Loyalty Marketing Helps Best Buy Evolve Around Core Consumers

Posted on by Chief Marketer Staff

Are you a Buzz or a Barry? If you have a Best Buy Rewards Zone card, the electronics retailer has you pegged as one or the other—or as a Ray or a Jill.

Best Buy introduced its hip-looking Rewards Zone loyalty card in 2001 in part to encourage repeat purchases. But by scanning Reward Zone cards at the point of sale, Best Buy has also collected purchase data and demographic research to help it define its most profitable customer segments. It is using the information to create stores that better target the unique customer base of each—and are boosting sales growth appreciably.

Best Buy has created four consumer models–Barry, Buzz, Ray, and Jill— as well as a model for its small-business customers. Barry is the affluent professional who wants the best and demands excellent service. Buzz is the young male who wants the latest in entertainment and gadgets. Ray is the family man and practical adopter of new technology, while Jill is the suburban mom who wants gear that enriches her kids’ lives but doesn’t quite understand what she needs.

“Whether we’re personalizing service or expanding product selection, we’re constantly refining customer experiences to make shopping at Best Buy more fun and easy,” says Mike Linton, Best Buy’s executive vice president/chief marketing officer.
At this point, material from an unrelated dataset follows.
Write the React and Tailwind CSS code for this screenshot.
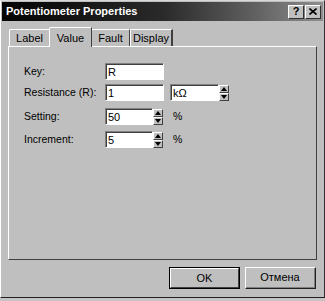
export default function App() {
  const font = { fontFamily: '"Liberation Sans", Arial, sans-serif' };
  const sunken =
    "border-t border-l border-t-[#808080] border-l-[#808080] border-b border-r border-b-white border-r-white";
  const Spin = () => (
    <div className="flex flex-col w-[10px] h-[16px]">
      <div className="flex-1 bg-[#c0c0c0] border-t border-l border-white border-b border-r border-b-[#404040] border-r-[#404040] flex items-center justify-center">
        <svg width="6" height="4" viewBox="0 0 6 4"><path d="M3 0 L6 4 L0 4 Z" fill="#000" /></svg>
      </div>
      <div className="flex-1 bg-[#c0c0c0] border-t border-l border-white border-b border-r border-b-[#404040] border-r-[#404040] flex items-center justify-center">
        <svg width="6" height="4" viewBox="0 0 6 4"><path d="M0 0 L6 0 L3 4 Z" fill="#000" /></svg>
      </div>
    </div>
  );
  const Input = ({ w, v }) => (
    <div className={`h-[17px] bg-white ${sunken} flex items-center`} style={{ width: w }}>
      <div className="h-full w-full border-t border-l border-[#404040] border-r-0 border-b-0 pl-[1px] text-[11px] leading-[14px] text-black">
        {v}
      </div>
    </div>
  );
  return (
    <div className="w-[325px] h-[301px] bg-[#c4c4c4] overflow-hidden" style={font}>
      <div className="w-[325px] h-[298px] bg-[#bfbfbf] relative">
        <div className="absolute inset-0 border-t border-l border-t-[#d8d8d8] border-l-white border-b border-r border-b-[#202020] border-r-[#303030] pointer-events-none" />
        <div className="flex flex-col h-full p-[2px]">
          {/* title */}
          <div className="h-[19px] flex items-center justify-between pl-[4px] pr-[2px] bg-gradient-to-r from-[#050505] via-[#2a2a2a] to-[#8e8e8e]">
            <span className="text-white font-bold text-[11px] leading-none">Potentiometer Properties</span>
            <div className="flex gap-[1px]">
              <div className="w-[16px] h-[14px] bg-[#c0c0c0] border-t border-l border-white border-b border-r border-b-[#303030] border-r-[#303030] flex items-center justify-center text-[11px] font-bold leading-none">?</div>
              <div className="w-[16px] h-[14px] bg-[#c0c0c0] border-t border-l border-white border-b border-r border-b-[#303030] border-r-[#303030] flex items-center justify-center">
                <svg width="8" height="7" viewBox="0 0 8 7"><path d="M0.5 0.5 L7.5 6.5 M7.5 0.5 L0.5 6.5" stroke="#000" strokeWidth="1.6" /></svg>
              </div>
            </div>
          </div>
          {/* tabs */}
          <div className="mt-[6px] mx-[6px] flex items-end h-[19px] text-[11px] text-black">
            <div className="ml-[1px] w-[41px] h-[17px] border-t border-l border-white border-r border-r-[#404040] rounded-tl-[2px] flex items-center justify-center pt-[1px]">Label</div>
            <div className="-ml-[1px] w-[43px] h-[20px] border-t border-l border-white border-r border-r-[#404040] rounded-tl-[2px] bg-[#bfbfbf] relative z-10 -mb-[1px] flex items-start justify-center pt-[2px]">Value</div>
            <div className="w-[38px] h-[17px] border-t border-white border-r border-r-[#404040] flex items-center justify-center pt-[1px]">Fault</div>
            <div className="w-[43px] h-[17px] border-t border-l border-white border-r-2 border-r-[#404040] flex items-center justify-center pt-[1px]">Display</div>
          </div>
          {/* panel */}
          <div className="mx-[6px] h-[214px] border-t border-l border-white border-b border-r border-b-[#404040] border-r-[#404040]">
            <div className="pl-[15px] pt-[16px] flex flex-col gap-[6px] text-[10.5px] text-black">
              <div className="flex items-center h-[17px]">
                <span className="w-[81px]">Key:</span>
                <Input w={59} v="R" />
              </div>
              <div className="flex items-center h-[17px] -mt-[2px]">
                <span className="w-[81px]">Resistance (R):</span>
                <Input w={59} v="1" />
                <div className="ml-[6px] flex items-center">
                  <Input w={49} v="kΩ" />
                  <Spin />
                </div>
              </div>
              <div className="flex items-center h-[17px] mt-[1px]">
                <span className="w-[81px]">Setting:</span>
                <Input w={48} v="50" />
                <Spin />
                <span className="ml-[10px]">%</span>
              </div>
              <div className="flex items-center h-[17px]">
                <span className="w-[81px]">Increment:</span>
                <Input w={48} v="5" />
                <Spin />
                <span className="ml-[10px]">%</span>
              </div>
            </div>
          </div>
          {/* buttons */}
          <div className="flex justify-end gap-[5px] mt-[7px] mr-[7px] text-[11px]">
            <div className="w-[71px] h-[22px] border border-black">
              <div className="w-full h-full border-t border-l border-white border-b border-r border-b-[#404040] border-r-[#404040] flex items-center justify-center">OK</div>
            </div>
            <div className="w-[71px] h-[22px] border-t border-l border-white border-b border-r border-b-[#202020] border-r-[#202020]">
              <div className="w-full h-full border-b border-r border-b-[#808080] border-r-[#808080] flex items-center justify-center">Отмена</div>
            </div>
          </div>
        </div>
      </div>
    </div>
  );
}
Best Buy has been using the point-of-sale data to begin converting its 840 North American stores into more customer-centric versions. Since May, it has revamped 98 of its retail locations; by next March it expects have converted 235-285 stores.

Some stores cater to just one customer model, while others have as many as three niche customers in mind. Two stores just a few miles apart could generate dissimilar customer experiences, says spokesperson Paula Baldwin.

A Best Buy store designed to accommodate Jills, for instance, would have several shopping assistants on staff to accompany customers, listen to their needs, review products with them, and help them make sensible purchase decisions. A Jill store would also have a broader selection of products and services relating to digital imaging, kitchen, laundry, gaming, home theater, and mobile video.

But at a Barry store, store associates might encourage customers to sample from a library of personal computer or video games and an assortment of components, while offering advice and tips about how to sharpen their skills and get to the next level of gaming. The Barry store would be equipped with gaming areas, including interactive displays that showcase online gaming, surround sound, wireless technology, personal computer upgrades, and high-definition screens.

The customer-centric approach is clearly working. Same-store sales at the redesigned stores rose 8.4% during the fiscal year ended Feb. 26. Same-store sales at its traditional stores rose 2.3%.